— What you will do —
Write every line of the material out exactly as shown.

— Data block —

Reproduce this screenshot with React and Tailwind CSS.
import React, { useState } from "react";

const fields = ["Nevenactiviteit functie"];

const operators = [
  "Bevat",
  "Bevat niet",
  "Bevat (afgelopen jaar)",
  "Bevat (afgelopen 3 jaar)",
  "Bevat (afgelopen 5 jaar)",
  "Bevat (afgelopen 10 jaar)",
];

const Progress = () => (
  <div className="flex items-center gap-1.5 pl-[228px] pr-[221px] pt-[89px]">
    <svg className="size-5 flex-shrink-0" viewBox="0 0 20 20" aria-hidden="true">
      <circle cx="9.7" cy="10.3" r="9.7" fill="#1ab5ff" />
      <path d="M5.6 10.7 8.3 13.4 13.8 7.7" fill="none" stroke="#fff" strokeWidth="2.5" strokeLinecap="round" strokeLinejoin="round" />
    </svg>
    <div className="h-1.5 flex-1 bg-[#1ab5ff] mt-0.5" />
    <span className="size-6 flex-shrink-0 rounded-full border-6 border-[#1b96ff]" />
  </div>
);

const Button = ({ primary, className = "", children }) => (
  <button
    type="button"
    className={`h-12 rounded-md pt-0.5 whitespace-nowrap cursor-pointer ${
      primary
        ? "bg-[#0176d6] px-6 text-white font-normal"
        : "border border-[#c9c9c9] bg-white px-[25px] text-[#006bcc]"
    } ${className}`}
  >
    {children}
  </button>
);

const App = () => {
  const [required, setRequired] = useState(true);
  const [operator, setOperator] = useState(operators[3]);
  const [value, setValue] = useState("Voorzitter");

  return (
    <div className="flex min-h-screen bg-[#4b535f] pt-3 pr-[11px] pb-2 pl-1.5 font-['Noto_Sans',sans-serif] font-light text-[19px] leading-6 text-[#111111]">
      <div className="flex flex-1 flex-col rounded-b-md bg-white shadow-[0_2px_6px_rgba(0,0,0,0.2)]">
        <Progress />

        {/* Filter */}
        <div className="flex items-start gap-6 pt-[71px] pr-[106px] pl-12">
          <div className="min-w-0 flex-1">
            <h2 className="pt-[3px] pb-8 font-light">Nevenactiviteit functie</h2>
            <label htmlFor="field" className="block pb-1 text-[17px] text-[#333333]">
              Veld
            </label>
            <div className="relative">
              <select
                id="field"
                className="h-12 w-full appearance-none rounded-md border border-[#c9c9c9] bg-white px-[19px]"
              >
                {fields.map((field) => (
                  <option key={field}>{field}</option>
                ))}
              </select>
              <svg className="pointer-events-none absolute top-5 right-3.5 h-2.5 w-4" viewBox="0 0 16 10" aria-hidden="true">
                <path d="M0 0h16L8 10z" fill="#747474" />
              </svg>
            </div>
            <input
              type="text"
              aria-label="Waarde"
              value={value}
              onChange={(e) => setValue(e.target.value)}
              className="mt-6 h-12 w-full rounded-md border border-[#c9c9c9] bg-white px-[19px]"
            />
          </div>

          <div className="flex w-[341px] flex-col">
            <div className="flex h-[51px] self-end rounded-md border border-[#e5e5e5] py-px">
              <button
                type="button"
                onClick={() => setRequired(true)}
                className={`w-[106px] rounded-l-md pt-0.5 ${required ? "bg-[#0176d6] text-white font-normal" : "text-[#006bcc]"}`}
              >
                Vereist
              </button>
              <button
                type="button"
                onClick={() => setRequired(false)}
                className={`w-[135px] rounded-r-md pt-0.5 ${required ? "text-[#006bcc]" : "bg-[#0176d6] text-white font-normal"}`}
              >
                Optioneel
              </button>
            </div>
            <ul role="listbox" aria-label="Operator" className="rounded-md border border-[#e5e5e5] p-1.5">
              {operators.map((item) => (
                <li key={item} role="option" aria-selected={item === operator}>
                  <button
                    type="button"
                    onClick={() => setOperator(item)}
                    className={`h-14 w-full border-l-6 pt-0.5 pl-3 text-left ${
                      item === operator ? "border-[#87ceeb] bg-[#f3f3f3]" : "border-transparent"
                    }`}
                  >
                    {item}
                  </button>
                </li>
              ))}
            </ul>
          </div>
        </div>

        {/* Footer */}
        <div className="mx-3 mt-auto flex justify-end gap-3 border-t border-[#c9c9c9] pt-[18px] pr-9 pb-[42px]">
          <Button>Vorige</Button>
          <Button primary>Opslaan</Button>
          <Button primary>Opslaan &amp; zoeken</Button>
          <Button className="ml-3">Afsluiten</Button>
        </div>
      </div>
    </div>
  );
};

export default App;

— Answer to the problem —
Reproduce this screenshot with React and Tailwind CSS.
import React, { useState } from "react";

const fields = ["Nevenactiviteit functie"];

const operators = [
  "Bevat",
  "Bevat niet",
  "Bevat (afgelopen jaar)",
  "Bevat (afgelopen 3 jaar)",
  "Bevat (afgelopen 5 jaar)",
  "Bevat (afgelopen 10 jaar)",
];

const Progress = () => (
  <div className="flex items-center gap-1.5 pl-[228px] pr-[221px] pt-[89px]">
    <svg className="size-5 flex-shrink-0" viewBox="0 0 20 20" aria-hidden="true">
      <circle cx="9.7" cy="10.3" r="9.7" fill="#1ab5ff" />
      <path d="M5.6 10.7 8.3 13.4 13.8 7.7" fill="none" stroke="#fff" strokeWidth="2.5" strokeLinecap="round" strokeLinejoin="round" />
    </svg>
    <div className="h-1.5 flex-1 bg-[#1ab5ff] mt-0.5" />
    <span className="size-6 flex-shrink-0 rounded-full border-6 border-[#1b96ff]" />
  </div>
);

const Button = ({ primary, className = "", children }) => (
  <button
    type="button"
    className={`h-12 rounded-md pt-0.5 whitespace-nowrap cursor-pointer ${
      primary
        ? "bg-[#0176d6] px-6 text-white font-normal"
        : "border border-[#c9c9c9] bg-white px-[25px] text-[#006bcc]"
    } ${className}`}
  >
    {children}
  </button>
);

const App = () => {
  const [required, setRequired] = useState(true);
  const [operator, setOperator] = useState(operators[3]);
  const [value, setValue] = useState("Voorzitter");

  return (
    <div className="flex min-h-screen bg-[#4b535f] pt-3 pr-[11px] pb-2 pl-1.5 font-['Noto_Sans',sans-serif] font-light text-[19px] leading-6 text-[#111111]">
      <div className="flex flex-1 flex-col rounded-b-md bg-white shadow-[0_2px_6px_rgba(0,0,0,0.2)]">
        <Progress />

        {/* Filter */}
        <div className="flex items-start gap-6 pt-[71px] pr-[106px] pl-12">
          <div className="min-w-0 flex-1">
            <h2 className="pt-[3px] pb-8 font-light">Nevenactiviteit functie</h2>
            <label htmlFor="field" className="block pb-1 text-[17px] text-[#333333]">
              Veld
            </label>
            <div className="relative">
              <select
                id="field"
                className="h-12 w-full appearance-none rounded-md border border-[#c9c9c9] bg-white px-[19px]"
              >
                {fields.map((field) => (
                  <option key={field}>{field}</option>
                ))}
              </select>
              <svg className="pointer-events-none absolute top-5 right-3.5 h-2.5 w-4" viewBox="0 0 16 10" aria-hidden="true">
                <path d="M0 0h16L8 10z" fill="#747474" />
              </svg>
            </div>
            <input
              type="text"
              aria-label="Waarde"
              value={value}
              onChange={(e) => setValue(e.target.value)}
              className="mt-6 h-12 w-full rounded-md border border-[#c9c9c9] bg-white px-[19px]"
            />
          </div>

          <div className="flex w-[341px] flex-col">
            <div className="flex h-[51px] self-end rounded-md border border-[#e5e5e5] py-px">
              <button
                type="button"
                onClick={() => setRequired(true)}
                className={`w-[106px] rounded-l-md pt-0.5 ${required ? "bg-[#0176d6] text-white font-normal" : "text-[#006bcc]"}`}
              >
                Vereist
              </button>
              <button
                type="button"
                onClick={() => setRequired(false)}
                className={`w-[135px] rounded-r-md pt-0.5 ${required ? "text-[#006bcc]" : "bg-[#0176d6] text-white font-normal"}`}
              >
                Optioneel
              </button>
            </div>
            <ul role="listbox" aria-label="Operator" className="rounded-md border border-[#e5e5e5] p-1.5">
              {operators.map((item) => (
                <li key={item} role="option" aria-selected={item === operator}>
                  <button
                    type="button"
                    onClick={() => setOperator(item)}
                    className={`h-14 w-full border-l-6 pt-0.5 pl-3 text-left ${
                      item === operator ? "border-[#87ceeb] bg-[#f3f3f3]" : "border-transparent"
                    }`}
                  >
                    {item}
                  </button>
                </li>
              ))}
            </ul>
          </div>
        </div>

        {/* Footer */}
        <div className="mx-3 mt-auto flex justify-end gap-3 border-t border-[#c9c9c9] pt-[18px] pr-9 pb-[42px]">
          <Button>Vorige</Button>
          <Button primary>Opslaan</Button>
          <Button primary>Opslaan &amp; zoeken</Button>
          <Button className="ml-3">Afsluiten</Button>
        </div>
      </div>
    </div>
  );
};

export default App;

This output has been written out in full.